When I say I trimmed my beard, I mean most of it. I left my mustache and chin alone, but the rest of the hair on my face is now so short as to be negligible.

I should probably suck it up and shave, but here’s the thing – spring may SEEM to be taking hold, but trusting the weather this time of year would be like trusting our big dog Rodney not to bark maniacally when it’s time for a walk.

Better safe than sorry.

A little stubble for the time being seems like the right idea. After all, there are still several more weeks of winter on the calendar.

By the way, don’t tell my wife I wrote about my beard. She already thinks I’m too obsessed with it.

This will just confirm her suspicions.

A little shovel diplomacy between neighbors

Although temperatures are expected to be more springlike this weekend, I’m not ready to put up the snow shovel just yet.

There are still too many reminders of winter around my neighborhood, the biggest being the piles of snow that have yet to melt from last month’s massive storm.

To be sure, the snow from that storm is steadily disappearing, but the dregs are being stubborn, especially where the snow was piled up along driveways and sidewalks.

And even though the mountains the plows created at street corners are greatly diminished, they are being even more stubborn.

They were once piled as high as the stop sign across the street from my house and had slopes the neighborhood kids would have skied down if we had allowed them. Now that they are more like mounds instead of mountains, they are much less tempting to the budding winter sports enthusiasts among us.

One of those plow-created mounds is in our yard, near one of our Bradford Pear trees. The snow around it has melted, making it look like an iceberg floating in the green sea of what passes for grass at our house.

A responsible neighbor would mark it with a warning sign. If one of those things can take down the Titanic, just think what it could do to a car if it somehow ran off course and skidded into my yard.

Before the sun came out this week, there were other signs that winter is not ready to relent.

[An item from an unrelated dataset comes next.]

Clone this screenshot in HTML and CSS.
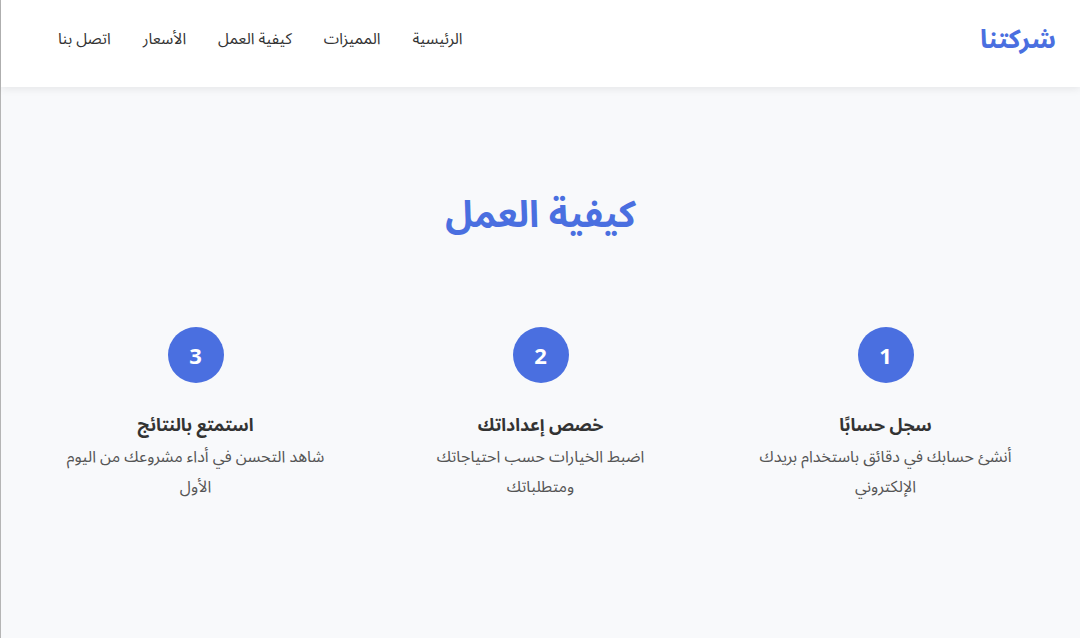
FILE: index.html
```html
<!DOCTYPE html>
<html lang="ar" dir="rtl">
<head>
<meta charset="utf-8">
<title>شركتنا</title>
<link rel="stylesheet" href="styles.css">
</head>
<body>
<div class="page">
  <header class="header">
    <div class="logo">شركتنا</div>
    <nav class="nav">
      <a href="#">الرئيسية</a>
      <a href="#">المميزات</a>
      <a href="#">كيفية العمل</a>
      <a href="#">الأسعار</a>
      <a href="#">اتصل بنا</a>
    </nav>
  </header>
  <main class="how">
    <h1 class="how-title">كيفية العمل</h1>
    <div class="steps">
      <div class="step">
        <div class="num">1</div>
        <h3 class="step-title">سجل حسابًا</h3>
        <p class="step-desc">أنشئ حسابك في دقائق باستخدام بريدك الإلكتروني</p>
      </div>
      <div class="step">
        <div class="num">2</div>
        <h3 class="step-title">خصص إعداداتك</h3>
        <p class="step-desc">اضبط الخيارات حسب احتياجاتك ومتطلباتك</p>
      </div>
      <div class="step">
        <div class="num">3</div>
        <h3 class="step-title">استمتع بالنتائج</h3>
        <p class="step-desc">شاهد التحسن في أداء مشروعك من اليوم الأول</p>
      </div>
    </div>
  </main>
</div>
</body>
</html>
```

FILE: styles.css
```css
* { box-sizing: border-box; }
html, body { margin: 0; padding: 0; }
body {
  background: #f8f9fb;
  font-family: "Noto Sans Arabic", "Noto Sans", sans-serif;
  color: #333;
}
.page {
  min-height: 638px;
  border-left: 1px solid #b5b5b5;
}
.header {
  height: 87px;
  background: #fff;
  box-shadow: 0 2px 8px rgba(0,0,0,0.08);
  display: flex;
  align-items: center;
  justify-content: space-between;
  padding: 0 24px 8px 57px;
  position: relative;
}
.logo {
  font-size: 26px;
  font-weight: 700;
  color: #4a6fe0;
}
.nav {
  display: flex;
  gap: 32px;
}
.nav a {
  color: #333;
  text-decoration: none;
  font-size: 15.6px;
}
.how {
  padding: 98px 22px 0;
  text-align: center;
}
.how-title {
  margin: 0;
  font-size: 37px;
  font-weight: 700;
  color: #4a6fe0;
  line-height: 60px;
}
.steps {
  margin-top: 82px;
  display: grid;
  grid-template-columns: repeat(3, 1fr);
}
.step {
  padding: 0 40px;
  display: flex;
  flex-direction: column;
  align-items: center;
}
.num {
  width: 56px;
  height: 56px;
  border-radius: 50%;
  background: #4a6fe0;
  color: #fff;
  font-family: "Noto Sans", sans-serif;
  font-weight: 700;
  font-size: 22px;
  display: flex;
  align-items: center;
  justify-content: center;
}
.step-title {
  margin: 27px 0 0;
  font-size: 17.6px;
  font-weight: 700;
  color: #333;
  line-height: 32px;
}
.step-desc {
  margin: 0;
  font-size: 16px;
  color: #555;
  line-height: 30px;
}
```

There was last weekend’s cold snap that put Valentine’s Day into the deep freeze. But before you blame me for the frigid holiday, take this into account: I remembered. It must have been some other hapless husband who forgot the flowers and chocolates and made the rest of us shiver through the holiday as if it were giving us all the cold shoulder.

Following the Valentine’s Day freeze, the snow that fell early Monday morning made the commute to my job in Washington, D.C. more interesting than usual. I was more than an hour late, slowed down by snow-covered interstates.

I don’t usually work Monday mornings. I had been scheduled to fill-in for a colleague. Despite the difficult driving, though, I was actually thankful for the change. Otherwise, I would have been driving home after my regular shift through the middle of Tuesday morning’s more dangerous ice storm.

As it was, instead of taking my usual siesta after the kids go to school and my wife leaves for work, I was rested enough to scrape our driveway.

And I know this will be hard to believe, but I was feeling more energetic than usual. Rather than putting my shovel up after finishing our driveway, I went to help a neighbor down the street.

Don’t be impressed. I waited until he was almost done.

My neighbor still thinks I’m a nice guy, though.

If a little extracurricular shoveling is all it takes to score points with neighbors now and again, I think I’ll keep my shovel handy.